Moreover, I am of the opinion that, even if the court erred in granting the Commonwealth so much latitude in its cross-examination of Berry, under the standard established by the United States Supreme Court in Chapman v. California, 386 U.S. 18 (1967), such error was harmless beyond a reasonable doubt. In view of the evidence in this case, particularly appellant’s full and detailed confession, the testimony of various eyewitnesses to the events occurring before and soon after the murder, and the discovery of the murder weapons at appellant’s place of residence, there can be no doubt that appellant would have been convicted even if Berry had not been called to the stand.
Mr. Chief Justice Jones joins in this dissenting opinion.

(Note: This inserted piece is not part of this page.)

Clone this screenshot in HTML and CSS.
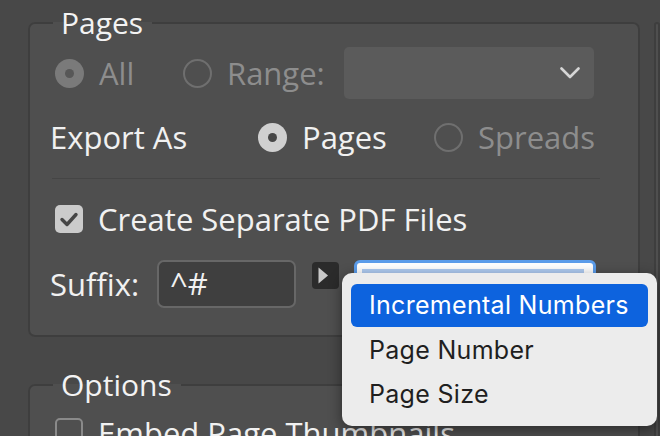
FILE: index.html
```html
<!DOCTYPE html>
<html lang="en">
<head>
    <meta charset="UTF-8">
    <title>Export PDF</title>
    <link rel="stylesheet" href="styles.css">
</head>
<body>

    <!-- Dialog body -->
    <div class="dialog">
        <div class="main-col">

            <!-- Pages group -->
            <fieldset class="group group-pages">
                <legend>Pages</legend>

                <div class="row">
                    <label class="option opt-all is-disabled"><span class="radio radio-on"></span>All</label>
                    <label class="option opt-range is-disabled"><span class="radio"></span>Range:</label>
                    <div class="select">
                        <svg width="20" height="12" viewBox="0 0 20 12"><path d="M1.5 1.5 L10 10 L18.5 1.5" fill="none" stroke="#d6d6d6" stroke-width="2.6" stroke-linecap="round" stroke-linejoin="round"/></svg>
                    </div>
                </div>

                <div class="row row-export">
                    <span class="row-label export-label">Export As</span>
                    <label class="option opt-pages"><span class="radio radio-on"></span>Pages</label>
                    <label class="option is-disabled"><span class="radio"></span>Spreads</label>
                </div>

                <hr class="divider">

                <label class="row check-row">
                    <span class="checkbox is-checked">
                        <svg width="28" height="28" viewBox="0 0 28 28"><path d="M7 14.5 L12 19.5 L21 9.5" fill="none" stroke="#464646" stroke-width="3.4" stroke-linecap="round" stroke-linejoin="round"/></svg>
                    </span>
                    Create Separate PDF Files
                </label>

                <div class="row row-suffix">
                    <span class="row-label suffix-label">Suffix:</span>
                    <div class="text-field">^#</div>
                    <button class="insert-btn" type="button">
                        <svg width="27" height="27" viewBox="0 0 27 27"><polygon points="6.5,5.5 16,13.5 6.5,21.5" fill="#c9c9c9"/></svg>
                    </button>
                    <div class="token-field"><span class="token-sel"></span></div>
                </div>
            </fieldset>

            <!-- Options group -->
            <fieldset class="group group-options">
                <legend>Options</legend>
                <label class="row check-row check-row-top"><span class="checkbox"></span>Embed Page Thumbnails</label>
            </fieldset>
        </div>

        <!-- Neighbouring panel, only its edge shows -->
        <div class="side-panel"></div>
    </div>

    <!-- Open suffix menu -->
    <ul class="menu">
        <li class="menu-item is-active">Incremental Numbers</li>
        <li class="menu-item">Page Number</li>
        <li class="menu-item">Page Size</li>
    </ul>

</body>
</html>
```

FILE: styles.css
```css
/* Page */
body {
    margin: 0;
    width: 660px;
    height: 436px;
    overflow: hidden;
    position: relative;
    background-color: #484848;
    font-family: "Open Sans", "DejaVu Sans", sans-serif;
    font-size: 31px;
    color: #f1f1f1;
}

.dialog {
    display: flex;
    gap: 14px;
    padding-left: 28px;
}

.main-col {
    width: 612px;
    flex: none;
}

/* Group boxes */
.group {
    box-sizing: border-box;
    width: 612px;
    margin: 8px 0 0 0;
    padding: 9px 20px 27px 20px;
    border: 2px solid #3e3e3e;
    border-radius: 7px;
    background-color: #4f4f4f;
    min-width: 0;
}

.group legend {
    font-size: 30px;
    line-height: 30px;
    padding: 0 9px 0 8px;
    margin-left: 3px;
    color: #f3f3f3;
}

.group-options {
    margin-top: 33px;
    padding-top: 18px;
}

/* Rows */
.row {
    display: flex;
    align-items: center;
    height: 52px;
    line-height: 30px;
}

.row-export {
    margin-top: 12px;
}

.row-label {
    flex: none;
}

.export-label {
    width: 208px;
}

.suffix-label {
    width: 107px;
}

/* Radio options */
.option {
    display: flex;
    align-items: center;
    gap: 15px;
    flex: none;
}

.opt-all {
    width: 128px;
    margin-left: 5px;
}

.opt-range {
    width: 161px;
}

.opt-pages {
    width: 176px;
}

.is-disabled {
    color: #8d8d8d;
}

.radio {
    box-sizing: border-box;
    width: 29px;
    height: 29px;
    border-radius: 50%;
    border: 2px solid #6f6f6f;
    display: flex;
    align-items: center;
    justify-content: center;
    flex: none;
}

.radio-on {
    border: none;
    background-color: #d0d0d0;
}

.radio-on::after {
    content: "";
    width: 9px;
    height: 9px;
    border-radius: 50%;
    background-color: #474747;
}

.is-disabled .radio-on {
    background-color: #7a7a7a;
}

.is-disabled .radio-on::after {
    background-color: #575757;
}

/* Dropdown */
.select {
    box-sizing: border-box;
    width: 250px;
    height: 52px;
    border-radius: 5px;
    background-color: #5b5b5b;
    display: flex;
    align-items: center;
    justify-content: flex-end;
    padding-right: 14px;
}

/* Separator */
.divider {
    width: 548px;
    height: 0;
    margin: 15px 0 0 2px;
    border: 0;
    border-top: 1px solid #454545;
}

/* Checkboxes */
.check-row {
    margin-top: 20px;
    height: 40px;
    gap: 15px;
}

.checkbox {
    box-sizing: border-box;
    width: 28px;
    height: 28px;
    margin-left: 5px;
    border-radius: 5px;
    border: 2px solid #8a8a8a;
    flex: none;
}

.checkbox.is-checked {
    border: none;
    background-color: #cbcbcb;
}

.check-row-top {
    margin-top: 0;
    align-items: flex-start;
}

/* Suffix row */
.row-suffix {
    margin-top: 21px;
    height: 48px;
}

.text-field {
    box-sizing: border-box;
    width: 139px;
    height: 48px;
    border: 2px solid #676767;
    border-radius: 7px;
    background-color: #3f3f3f;
    padding-left: 11px;
    line-height: 42px;
    flex: none;
}

.insert-btn {
    width: 27px;
    height: 27px;
    padding: 0;
    margin-left: 16px;
    align-self: flex-start;
    margin-top: 2px;
    border: none;
    border-radius: 4px;
    background-color: #2b2b2b;
    flex: none;
}

.insert-btn svg {
    display: block;
}

.token-field {
    box-sizing: border-box;
    width: 242px;
    height: 48px;
    margin-left: 15px;
    padding: 6px 9px 0 5px;
    border: 3px solid #5b9cea;
    border-radius: 6px;
    background-color: #ffffff;
    display: flex;
    flex: none;
}

.token-sel {
    flex: 1;
    background-color: #b0cdf3;
}

/* Neighbouring panel */
.side-panel {
    flex: 1;
    margin-top: 22px;
    height: 420px;
    border: 2px solid #3e3e3e;
    border-radius: 7px;
    background-color: #4f4f4f;
}

/* Popup menu */
.menu {
    position: absolute;
    left: 342px;
    top: 273px;
    box-sizing: border-box;
    width: 315px;
    height: 153px;
    margin: 0;
    padding: 11px 9px 10px 9px;
    list-style: none;
    border-radius: 10px;
    background-color: #ececec;
    box-shadow: 0 4px 14px rgba(0, 0, 0, 0.45);
    font-family: Inter, "Noto Sans", sans-serif;
    font-size: 25px;
    letter-spacing: 0.3px;
    color: #1f1f1f;
}

.menu-item {
    height: 44px;
    line-height: 44px;
    padding-left: 18px;
    border-radius: 6px;
}

.menu-item.is-active {
    height: 43px;
    line-height: 43px;
    margin-bottom: 1px;
    background-color: #0d63de;
    color: #ffffff;
}
```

 This ease is thus distinguishable from Commonwealth v. Dancer, 452 Pa. 221, 305 A. 2d 364 (1973). In Dancer, the Commonwealth’s witness testified on direct examination that she could not see the stabbing because her line of vision was blocked. We held that this testimony did not justify permitting the Commonwealth to impeach its witness because it was not prejudicial or injurious to the Commonwealth’s case. In contrast, in the instant case, Berry, although he admittedly had an unobstructed view, specifically testified that he saw no knife on the appellant, testimony which clearly prejudiced the Commonwealth’s case because it could lead the jury to infer that, contrary to the Commonwealth’s contention, appellant had no knife.